Professional Services ERP Multi-Currency Comparison: SAP vs Oracle vs NetSuite vs Odoo vs Dynamics
Professional services firms with international delivery models face a more complex ERP decision than product-centric businesses. Revenue recognition, project accounting, intercompany billing, consultant utilization, time and expense capture, and multi-currency consolidation all need to work together. The challenge is not simply finding an ERP that supports multiple currencies. It is selecting a platform that can manage global services operations without creating excessive administrative overhead or forcing finance teams into spreadsheet-based workarounds.
This comparison reviews SAP, Oracle, NetSuite, Odoo, and Microsoft Dynamics from the perspective of professional services organizations that bill across entities, operate in multiple countries, and need stronger financial control over projects and resource-based delivery. The analysis focuses on practical buying criteria: pricing structure, implementation complexity, scalability, integration fit, customization flexibility, AI and automation capabilities, deployment options, and migration risk.
Executive summary
For large global professional services organizations with complex legal entity structures, SAP and Oracle typically offer the deepest enterprise finance, compliance, and global consolidation capabilities. NetSuite is often attractive for mid-market and upper mid-market services firms that want strong cloud financials and multi-subsidiary support with faster deployment. Microsoft Dynamics is frequently a practical choice for organizations already invested in Microsoft productivity, analytics, and CRM ecosystems. Odoo can be cost-effective and flexible for smaller or process-adaptive firms, but it usually requires more validation for enterprise-grade global controls and advanced services accounting.
No platform is universally best. The right choice depends on whether your priority is global financial governance, implementation speed, lower total cost, extensibility, or ecosystem alignment.

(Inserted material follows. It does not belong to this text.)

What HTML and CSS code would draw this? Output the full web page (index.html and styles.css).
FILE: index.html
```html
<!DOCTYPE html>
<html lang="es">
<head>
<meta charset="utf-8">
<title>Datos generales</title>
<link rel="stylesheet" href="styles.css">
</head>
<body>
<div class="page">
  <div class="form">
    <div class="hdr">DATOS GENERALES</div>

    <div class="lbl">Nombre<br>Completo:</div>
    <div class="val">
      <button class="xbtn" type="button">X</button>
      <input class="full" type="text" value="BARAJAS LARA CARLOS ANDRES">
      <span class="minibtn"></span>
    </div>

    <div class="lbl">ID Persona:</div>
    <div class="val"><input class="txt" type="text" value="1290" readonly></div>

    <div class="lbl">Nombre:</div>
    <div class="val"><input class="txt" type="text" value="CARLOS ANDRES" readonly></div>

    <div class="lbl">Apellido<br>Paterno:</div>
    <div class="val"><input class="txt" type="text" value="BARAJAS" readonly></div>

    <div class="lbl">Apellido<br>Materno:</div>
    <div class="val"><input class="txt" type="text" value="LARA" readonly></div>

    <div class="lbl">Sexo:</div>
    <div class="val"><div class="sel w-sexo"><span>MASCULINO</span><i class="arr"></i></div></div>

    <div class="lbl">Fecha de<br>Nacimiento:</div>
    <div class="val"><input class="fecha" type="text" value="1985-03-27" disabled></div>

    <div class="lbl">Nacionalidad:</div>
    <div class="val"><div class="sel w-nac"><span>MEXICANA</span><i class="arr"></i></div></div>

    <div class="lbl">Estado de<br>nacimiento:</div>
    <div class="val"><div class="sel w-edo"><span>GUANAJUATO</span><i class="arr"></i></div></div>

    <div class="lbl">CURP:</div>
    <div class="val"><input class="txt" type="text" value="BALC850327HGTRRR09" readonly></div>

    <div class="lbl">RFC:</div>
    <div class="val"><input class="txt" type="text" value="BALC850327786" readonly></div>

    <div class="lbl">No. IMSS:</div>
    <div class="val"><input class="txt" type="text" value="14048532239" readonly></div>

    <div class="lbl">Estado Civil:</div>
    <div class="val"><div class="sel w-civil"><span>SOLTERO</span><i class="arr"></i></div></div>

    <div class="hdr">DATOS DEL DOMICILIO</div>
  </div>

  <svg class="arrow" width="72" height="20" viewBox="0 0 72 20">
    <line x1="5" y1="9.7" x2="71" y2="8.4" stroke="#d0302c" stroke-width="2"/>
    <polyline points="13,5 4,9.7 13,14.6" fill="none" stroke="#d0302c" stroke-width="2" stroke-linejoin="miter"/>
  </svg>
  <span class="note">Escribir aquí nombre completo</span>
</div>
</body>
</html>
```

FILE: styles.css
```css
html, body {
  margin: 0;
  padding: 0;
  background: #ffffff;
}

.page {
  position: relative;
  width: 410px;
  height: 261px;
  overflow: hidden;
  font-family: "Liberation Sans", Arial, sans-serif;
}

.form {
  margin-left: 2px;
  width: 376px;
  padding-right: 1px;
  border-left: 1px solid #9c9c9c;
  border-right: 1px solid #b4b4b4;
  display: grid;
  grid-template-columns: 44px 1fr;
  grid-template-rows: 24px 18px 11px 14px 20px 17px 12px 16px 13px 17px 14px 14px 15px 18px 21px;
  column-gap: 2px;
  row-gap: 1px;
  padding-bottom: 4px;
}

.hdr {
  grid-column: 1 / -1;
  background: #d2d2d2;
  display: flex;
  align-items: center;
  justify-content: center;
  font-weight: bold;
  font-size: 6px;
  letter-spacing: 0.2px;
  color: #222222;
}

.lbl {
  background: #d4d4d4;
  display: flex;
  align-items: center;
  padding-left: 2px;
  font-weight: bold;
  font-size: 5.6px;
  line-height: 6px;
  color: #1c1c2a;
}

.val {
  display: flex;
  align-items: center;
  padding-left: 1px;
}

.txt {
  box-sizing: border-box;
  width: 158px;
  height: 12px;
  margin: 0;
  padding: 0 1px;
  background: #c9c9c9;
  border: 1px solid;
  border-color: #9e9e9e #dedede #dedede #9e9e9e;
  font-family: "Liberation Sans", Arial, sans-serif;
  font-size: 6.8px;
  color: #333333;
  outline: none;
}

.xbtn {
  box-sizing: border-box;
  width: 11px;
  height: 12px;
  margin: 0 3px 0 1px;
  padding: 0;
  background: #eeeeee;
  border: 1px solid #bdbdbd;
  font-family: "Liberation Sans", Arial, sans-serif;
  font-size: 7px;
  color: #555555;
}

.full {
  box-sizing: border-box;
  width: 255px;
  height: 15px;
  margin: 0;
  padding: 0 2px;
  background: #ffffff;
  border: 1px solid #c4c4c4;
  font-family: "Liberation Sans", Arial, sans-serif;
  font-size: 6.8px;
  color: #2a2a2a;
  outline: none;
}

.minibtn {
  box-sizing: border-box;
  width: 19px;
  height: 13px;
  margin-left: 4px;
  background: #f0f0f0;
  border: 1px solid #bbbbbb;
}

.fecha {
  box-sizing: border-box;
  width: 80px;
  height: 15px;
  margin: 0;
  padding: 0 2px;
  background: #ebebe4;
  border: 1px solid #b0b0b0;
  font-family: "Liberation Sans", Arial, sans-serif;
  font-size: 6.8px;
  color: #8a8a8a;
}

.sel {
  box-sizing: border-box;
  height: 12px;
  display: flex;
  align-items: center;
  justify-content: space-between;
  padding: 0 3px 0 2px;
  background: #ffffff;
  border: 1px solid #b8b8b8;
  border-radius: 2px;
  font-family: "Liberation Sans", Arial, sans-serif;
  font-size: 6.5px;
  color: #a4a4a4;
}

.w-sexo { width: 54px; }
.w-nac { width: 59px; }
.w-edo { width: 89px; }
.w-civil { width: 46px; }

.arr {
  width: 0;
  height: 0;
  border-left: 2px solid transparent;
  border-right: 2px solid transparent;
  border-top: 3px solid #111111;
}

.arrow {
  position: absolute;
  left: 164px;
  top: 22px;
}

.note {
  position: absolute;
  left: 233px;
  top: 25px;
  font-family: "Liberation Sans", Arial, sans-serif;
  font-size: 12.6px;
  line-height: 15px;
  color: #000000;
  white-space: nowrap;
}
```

| Platform | Best fit | Multi-currency depth | Professional services fit | Implementation effort | Relative cost |
|---|---|---|---|---|---|
| SAP | Large enterprises with complex global finance and governance | Very strong | Strong with project accounting and enterprise controls | High | High |
| Oracle | Global services organizations needing broad enterprise suite coverage | Very strong | Strong with finance, projects, and enterprise planning | High | High |
| NetSuite | Mid-market to upper mid-market global services firms | Strong | Strong for services finance and multi-subsidiary operations | Moderate | Moderate to high |
| Microsoft Dynamics | Organizations aligned to Microsoft ecosystem and flexible deployment needs | Strong | Strong when configured with project operations and finance | Moderate to high | Moderate to high |
| Odoo | Cost-sensitive firms needing flexibility and modular adoption | Moderate | Moderate, depends on configuration and partner capability | Moderate | Low to moderate |
What multi-currency means for professional services ERP
In professional services, multi-currency requirements extend beyond maintaining exchange rates. Firms often need to quote in one currency, staff projects from another country, incur expenses in local currencies, invoice clients in contract currency, and consolidate results into a group reporting currency. This creates pressure on project margin reporting, revenue recognition, tax handling, and intercompany accounting.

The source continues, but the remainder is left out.